One thing to keep in mind: The new feature is a "best of both worlds", in that if the new feature is turned on, you will be writing to both spinning disks and flash cache. The latest release is intelligent, in that it will only wait for the first write to succeed, whether it be flash log or disk, and move on. I believe it's common knowledge that sequential write to SSD are generally considered poor, but for random writes, I've heard it performance is quite good. I haven't done my own tests on this yet, so if you get the 11.2.2.4.0 image, please do let us know how your testing goes.
--Rich
Hi Guy,
Did you happen to create the redo logs with the 11gR2 BLOCKSIZE parameter set to 4K? Flash does not like 512-byte multiple writes. That could be part of why it is so bad. That said, however, it is my experience that spinning disks are just fine for large sequential writes--naturally. I wouldn't expect that much difference with the new Smart Flash Log stuff either.
A white paper excerpt that supports Kevin's hypothesis:
"Only allocate files that perform I/Os on a 4 KB boundary alignment on the Sun Storage F5100
Flash Array. For the Oracle database this means Redo Logs should not be allocated on the Sun
Storage F5100 Flash Array. In this case Redo logs were allocated on the attached Sun Storage J4200
array from Oracle."
http://hosteddocs.ittoolbox.com/dce_us_en_wp_dramat21.pdf
Mike Wrote: "A white paper excerpt that supports Kevin's hypothesis:"
Mike,
My comment didn't reflect a hypothesis. The Sun F5100 and all other flash devices do much better with 4K multiple physical transfers. The whitepaper you reference must pre-date 11gR2 (when the BLOCKSIZE feature was introduced).
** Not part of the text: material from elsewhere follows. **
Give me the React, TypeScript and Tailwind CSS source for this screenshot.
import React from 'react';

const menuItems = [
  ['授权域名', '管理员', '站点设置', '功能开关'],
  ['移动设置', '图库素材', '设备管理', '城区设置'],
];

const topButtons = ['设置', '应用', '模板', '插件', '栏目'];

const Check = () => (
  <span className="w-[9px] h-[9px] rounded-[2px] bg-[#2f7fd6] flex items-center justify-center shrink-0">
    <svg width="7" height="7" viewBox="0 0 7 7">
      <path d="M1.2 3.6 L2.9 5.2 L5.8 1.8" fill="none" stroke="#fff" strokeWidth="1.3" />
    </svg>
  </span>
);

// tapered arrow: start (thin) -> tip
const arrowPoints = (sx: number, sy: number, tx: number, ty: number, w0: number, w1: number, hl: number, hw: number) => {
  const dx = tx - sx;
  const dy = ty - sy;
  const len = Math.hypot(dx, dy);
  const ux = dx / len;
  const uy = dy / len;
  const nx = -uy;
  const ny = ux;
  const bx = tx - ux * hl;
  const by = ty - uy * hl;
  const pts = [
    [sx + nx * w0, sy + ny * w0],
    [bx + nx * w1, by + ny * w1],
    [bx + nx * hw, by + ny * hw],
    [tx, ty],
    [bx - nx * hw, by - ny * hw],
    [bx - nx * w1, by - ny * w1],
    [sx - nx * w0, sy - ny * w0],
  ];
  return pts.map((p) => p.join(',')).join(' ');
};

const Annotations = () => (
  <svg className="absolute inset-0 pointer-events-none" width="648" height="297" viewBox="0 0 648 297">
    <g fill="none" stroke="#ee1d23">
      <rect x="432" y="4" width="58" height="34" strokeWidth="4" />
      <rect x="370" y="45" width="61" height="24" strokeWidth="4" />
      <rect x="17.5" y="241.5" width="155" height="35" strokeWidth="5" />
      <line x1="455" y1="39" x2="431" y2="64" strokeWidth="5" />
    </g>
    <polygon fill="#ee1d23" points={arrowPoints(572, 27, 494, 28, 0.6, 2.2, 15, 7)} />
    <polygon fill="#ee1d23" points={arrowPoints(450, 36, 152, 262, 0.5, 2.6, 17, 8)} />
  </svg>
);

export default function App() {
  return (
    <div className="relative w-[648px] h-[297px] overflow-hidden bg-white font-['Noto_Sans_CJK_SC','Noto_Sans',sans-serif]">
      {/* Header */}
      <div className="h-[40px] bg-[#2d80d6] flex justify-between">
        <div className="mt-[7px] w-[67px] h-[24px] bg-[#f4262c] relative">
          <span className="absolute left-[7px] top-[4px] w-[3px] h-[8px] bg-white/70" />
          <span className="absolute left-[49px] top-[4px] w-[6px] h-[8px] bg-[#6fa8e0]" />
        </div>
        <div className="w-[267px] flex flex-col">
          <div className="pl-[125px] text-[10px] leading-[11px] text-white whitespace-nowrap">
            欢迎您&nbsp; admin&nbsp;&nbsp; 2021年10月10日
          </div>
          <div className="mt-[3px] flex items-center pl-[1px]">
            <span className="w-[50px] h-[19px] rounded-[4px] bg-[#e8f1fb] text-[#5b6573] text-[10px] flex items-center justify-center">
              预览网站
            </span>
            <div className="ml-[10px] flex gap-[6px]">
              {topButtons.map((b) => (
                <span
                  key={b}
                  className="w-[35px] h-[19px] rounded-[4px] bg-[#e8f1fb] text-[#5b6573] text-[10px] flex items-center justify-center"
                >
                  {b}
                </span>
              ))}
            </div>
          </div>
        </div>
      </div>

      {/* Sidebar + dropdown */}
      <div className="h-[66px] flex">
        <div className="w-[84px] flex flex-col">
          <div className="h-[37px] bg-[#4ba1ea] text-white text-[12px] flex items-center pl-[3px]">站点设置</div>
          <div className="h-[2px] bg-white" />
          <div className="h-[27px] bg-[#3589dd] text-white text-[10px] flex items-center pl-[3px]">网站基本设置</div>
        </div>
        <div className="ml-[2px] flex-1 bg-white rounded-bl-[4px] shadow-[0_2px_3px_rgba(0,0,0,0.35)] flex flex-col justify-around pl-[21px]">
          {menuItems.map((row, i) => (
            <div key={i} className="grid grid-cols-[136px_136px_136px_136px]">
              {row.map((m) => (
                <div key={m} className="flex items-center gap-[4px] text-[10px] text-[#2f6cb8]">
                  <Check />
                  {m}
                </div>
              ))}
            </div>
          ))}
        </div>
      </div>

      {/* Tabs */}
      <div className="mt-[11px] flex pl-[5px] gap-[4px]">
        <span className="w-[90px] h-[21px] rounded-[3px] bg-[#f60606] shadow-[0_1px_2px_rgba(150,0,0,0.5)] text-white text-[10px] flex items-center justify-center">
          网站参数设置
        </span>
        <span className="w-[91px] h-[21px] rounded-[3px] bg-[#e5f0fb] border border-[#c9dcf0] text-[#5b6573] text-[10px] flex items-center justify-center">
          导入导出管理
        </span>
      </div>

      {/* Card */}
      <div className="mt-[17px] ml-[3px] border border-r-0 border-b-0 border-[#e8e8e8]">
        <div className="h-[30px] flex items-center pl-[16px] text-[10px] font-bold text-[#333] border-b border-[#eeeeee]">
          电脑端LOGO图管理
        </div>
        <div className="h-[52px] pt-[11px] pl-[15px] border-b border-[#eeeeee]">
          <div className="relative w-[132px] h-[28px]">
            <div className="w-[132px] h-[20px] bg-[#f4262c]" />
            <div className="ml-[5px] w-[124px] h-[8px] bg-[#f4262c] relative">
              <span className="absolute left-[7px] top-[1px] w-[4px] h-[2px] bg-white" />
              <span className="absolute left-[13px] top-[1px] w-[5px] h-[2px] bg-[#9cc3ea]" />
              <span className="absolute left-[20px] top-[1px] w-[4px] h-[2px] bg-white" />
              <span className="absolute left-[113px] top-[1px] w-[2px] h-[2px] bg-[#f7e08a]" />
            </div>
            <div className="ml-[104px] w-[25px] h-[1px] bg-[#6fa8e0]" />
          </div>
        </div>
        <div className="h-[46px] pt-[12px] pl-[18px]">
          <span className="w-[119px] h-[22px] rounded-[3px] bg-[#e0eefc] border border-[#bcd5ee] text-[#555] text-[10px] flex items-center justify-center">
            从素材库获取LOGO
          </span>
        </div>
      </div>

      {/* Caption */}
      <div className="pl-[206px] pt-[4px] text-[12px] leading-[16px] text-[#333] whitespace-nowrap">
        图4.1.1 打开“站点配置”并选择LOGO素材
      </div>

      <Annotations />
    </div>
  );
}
The Sun F5100 will do just fine for redo with 4K BLOCKSIZE...but "fine" means don't expect much from redo on flash for the reasons I mention in my previous comment.
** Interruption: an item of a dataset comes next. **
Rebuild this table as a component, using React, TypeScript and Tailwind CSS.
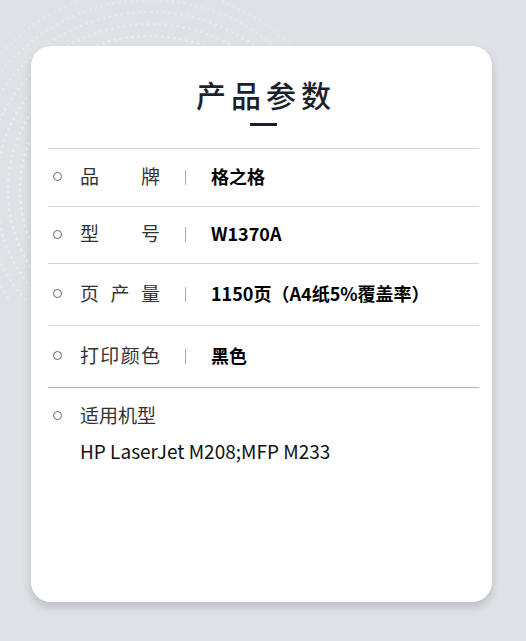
import React from 'react';

const cjk = '"Noto Sans CJK SC", "Noto Sans", sans-serif';

const rows = [
  { label: ['品', '牌'], value: '格之格', h: 'h-[58px]' },
  { label: ['型', '号'], value: 'W1370A', h: 'h-[57px]' },
  { label: ['页', '产', '量'], value: '1150页（A4纸5%覆盖率）', h: 'h-[62px]' },
  { label: ['打', '印', '颜', '色'], value: '黑色', h: 'h-[62px]' },
];

const Dots: React.FC = () => (
  <svg className="absolute left-0 top-0" width="300" height="300" viewBox="0 0 300 300">
    {[118, 130, 142, 154, 166, 178, 190, 202].map((r, i) => (
      <circle
        key={r}
        cx="150"
        cy="190"
        r={r}
        fill="none"
        stroke="#ffffff"
        strokeOpacity={0.45 - i * 0.04}
        strokeWidth="3"
        strokeLinecap="round"
        strokeDasharray="0 6"
      />
    ))}
  </svg>
);

const App: React.FC = () => {
  return (
    <div className="relative min-h-[641px] overflow-hidden bg-[#dee2e6] px-[31px] pt-[46px]" style={{ fontFamily: cjk }}>
      <Dots />
      <div className="relative h-[556px] w-[461px] rounded-[20px] bg-white pl-[17px] pr-[13px] shadow-[0_5px_10px_rgba(0,0,0,0.16)]">
        <div className="pt-[28px] text-center">
          <h1 className="pl-[5px] text-[30px] font-medium leading-[40px] tracking-[5px] text-[#1c1f2e]">产品参数</h1>
          <div className="mx-auto mt-[9px] h-[2.5px] w-[27px] bg-[#1c1f2e]"></div>
        </div>

        <div className="mt-[22px] border-t border-[#d4d4d4]">
          {rows.map((row, i) => (
            <div
              key={i}
              className={`flex items-center border-b pb-[3px] ${row.h} ${i === rows.length - 1 ? 'border-[#b4b4b4]' : 'border-[#d4d4d4]'}`}
            >
              <span className="ml-[5px] mt-[2px] h-[9px] w-[9px] rounded-full border border-[#666]"></span>
              <span className="ml-[18px] flex w-[80px] justify-between text-[19px] leading-6 text-[#333]">
                {row.label.map((c) => (
                  <span key={c}>{c}</span>
                ))}
              </span>
              <span className="ml-[25px] mt-[3px] h-[15px] w-px bg-[#aaa]"></span>
              <span className="ml-[25px] text-[18px] font-bold leading-6 text-black">{row.value}</span>
            </div>
          ))}
        </div>

        <div className="pt-[15px]">
          <div className="flex items-center">
            <span className="ml-[5px] mt-[2px] h-[9px] w-[9px] rounded-full border border-[#666]"></span>
            <span className="ml-[18px] text-[19px] leading-6 text-[#333]">适用机型</span>
          </div>
          <div className="ml-[32px] mt-[12px] text-[19px] leading-6 text-[#111]">HP LaserJet M208;MFP M233</div>
        </div>
      </div>
    </div>
  );
};

export default App;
I had a shot at recreating the redo logs with a 4k blocksize but got a ORA-1378:
alter database add logfile thread 1 group 9 ('+DATA_SSD') size 4096M blocksize 4096
*
ERROR at line 1:
ORA-01378: The logical block size (4096) of file +DATA_SSD is not compatible with the disk sector size (media sector size is 512 and host sector size is 512)
In v$log the existing redo logs show up with a blocksize of 512, while the ASM diskgroup has a 4k blocksize. Is there a way to specify a sector size for the griddisk? I could not find a way to do that.....
Guy
Some devices (like the F20 card) do not report their block size correctly. You can override this by using
_disk_sector_size_override = TRUE
BTW, what version and patch level are you on? I looked though my notes and there was a fix put in for the F20 cards for this issue.
Greg,
Thanks for that advice, the "_disk_sector_size_overide" worked in allowing me to create the redo logs with the correct blocksize and performance improved dramatically. The SSD redo is now running about 30% slower than SAS based redo - it was at 480% slower so this is a massive improvement. I'll repeat the entire series and post updated results in the next few days.
I'm at cell releaseVersion 11.2.2.3.2. The DB is at 11.2.0.2.0.
Does the patch automatically use 4K block size for redo? I'm not the DB machine admin, and the machine is shared among a few of us at Quest, so I'll have to negotiate to get the versions upgraded. When that happens we'll probably go all the way to the latest version at which time I'd like to try out the redo flash cache feature.
Thanks again, Guy
I'm curious what the mode you used for archiving the redo logs and what the destination was. As Kevin points out, spinning rust does sequential writes just fine. When you add on re-reading the logs to write them somewhere else that changes things. If several SAS disk drives are reserved for just redo logs, then that seems like a lot of space used for just online redo logs to achieve a high uninterrupted sequential write rate. If the drives are not reserved for just redo, then applying various levels of query loads against tables and indexes sharing the drives in disk groups seems like a reasonable varying load to portray. Oracle keeps ignoring my hints that they should send me a box to play with, but I *suspect* that if the writes to the SAS drives for redo have to compete with other load and you are archiving your results will be reversed.
Maximizing the rate of redo file writes has never been my actual goal.
De-heating the rest of the disk farm has proven useful in every case I have tested, but I frankly was measuring the throughput of the overall job, not the total of redo write waits and redo write rate as a goal in isolation.
I doubt there will be controversy in stating that an exadata box is an inappropriate resource for your test's job mix, but I understand you were just attempting to generate a lot of redo, not portray a balanced workload.
It is true that I was always adding SSD (in the case of the first test, for Bechtel in 1993 real RAM based SSD), so I was removing that load from the spinning disk farm load. So maybe that is not a fair test if you can still add i/o capacity to the disk farm. That is, would the improvement I observed in throughput for the total job have been achieved or exceeded if there had in fact been additional i/o controllers available to add more spinning disks to the system for just redo logs? I doubt it but I just don't know.
I hope you have time to try a test where a heavy mixed workload is running in conjunction with a rapid change rate. Of course then the relevant metric will be total throughput, not redo write rate.
Regards,
Mark
I can support an all flash storage platform for databases. In our testing, PoCs and clients an all Flash solution works without issue. Prior to 11gR2, (_disk parameter is very helpful), you needed to be mindful of 4K alignment. Once that is in place unaligned IO can be managed..This is not unique to Flash, all advanced drive formats are 4K devices as well. In this case of violin we do not see this issue with Redo as long we are making sure that we are aligned on a 4K boundary.
A another nice feature with 11gR2 and the 2.6.32 Linux Kernel is native support for 4K sector devices (no specific need to use the _disk parameter).
Don't forget when setting this parameter you can also specify sector size for the ASM disk groups as well.
Ping me sometime an we can catch up on flash and the database world.